Il critico gastronomico Edoardo Raspelli, 69 anni, ha rivelato di aver subito una violenza di gruppo durante l’adolescenza. Un episodio “brutto, terribile”, che ha cancellato a fatica dai ricordi per oltre quarant’anni, e che ora ha deciso di rivelare al settimanale Cronaca Vera perchè, dice, “adesso che sto affrontando la vecchiaia” è arrivato il momento di “tracciare il bilancio della vita”. “Era estate, vacanze in un collegio con altri ragazzi a Chiavari – ha raccontato-. Quasi un castello in cui ogni studente aveva una stanza. Io ero nella mia. Un pomeriggio mi assalirono in sei mentre io stavo riposando sul letto nella mia camera. In quattro mi bloccarono, gli altri mi tirarono giù i pantaloni. Mi violentarono“.
Un vero trauma per un giovane come lui, così Edoardo decide di nascondere l’accaduto. Non ne parla con nessuno: né con il padre Giuseppe “fascista convinto, al punto da continuare a indossare la camicia nera per le strade di Milano anche dopo il 25 aprile”, né con la madre Carla, “una donna moderna, assai sportiva: gareggiava in bicicletta prima della guerra e primeggiava nella scherma”. Due anni dopo, nel 1966, Raspelli va al cinema proprio assieme a mamma Carla. Danno il film Le amicizie particolari, la storia di due maschi adolescenti prima amici, e poi uniti da un amore tanto puro quanto scabroso per il collegio gesuita nel quale vivevano. Nel buio della sala il sedicenne Edoardo scoppia a piangere: “Mia madre mi guarda sorpresa e mi dice, scandendo le parole: ‘Piuttosto che tu fossi come loro, preferirei che fossi morto‘. Io non ero come loro, ma quelle parole le trovai ugualmente terribili. E forse per questo preferii dimenticare tutto“.
Se il bisogno di raccontare emerge soltanto adesso, conclude Raspelli, “è perché sento il peso della vita che corre: muore gente che conosci, un bimbo a cui facevi da padrino, un amico caro.
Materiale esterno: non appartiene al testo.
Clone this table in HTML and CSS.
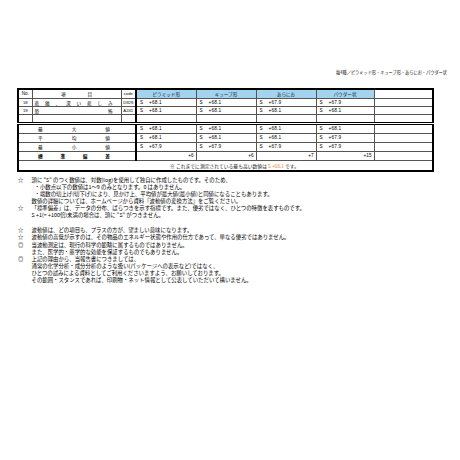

E il file, chissà perché, torna leggibile”.
Raspelli, è noto per le sue trasmissioni televisive di cucina ma ha un passato come cronista di “nera” nella Milano degli anni Settanta. Il suo primo articolo per il Corriere d’Informazione lo ricorda come fosse ieri: “Era il 24 luglio 1971 e fu per ‘il delitto della Cattolica‘, il caso ancora irrisolto dell’uccisione di Simonetta Ferrero, una studentessa ventiseienne ammazzata con trentatré coltellate nel bagno dell’università”. Ma c’è anche un’altra data, “il 17 maggio 1972”, che è rimasta indelebile nella sua memoria: “Fui il primo giornalista ad arrivare in via Cherubini, avevano appena sparato al commissario Luigi Calabresi…”.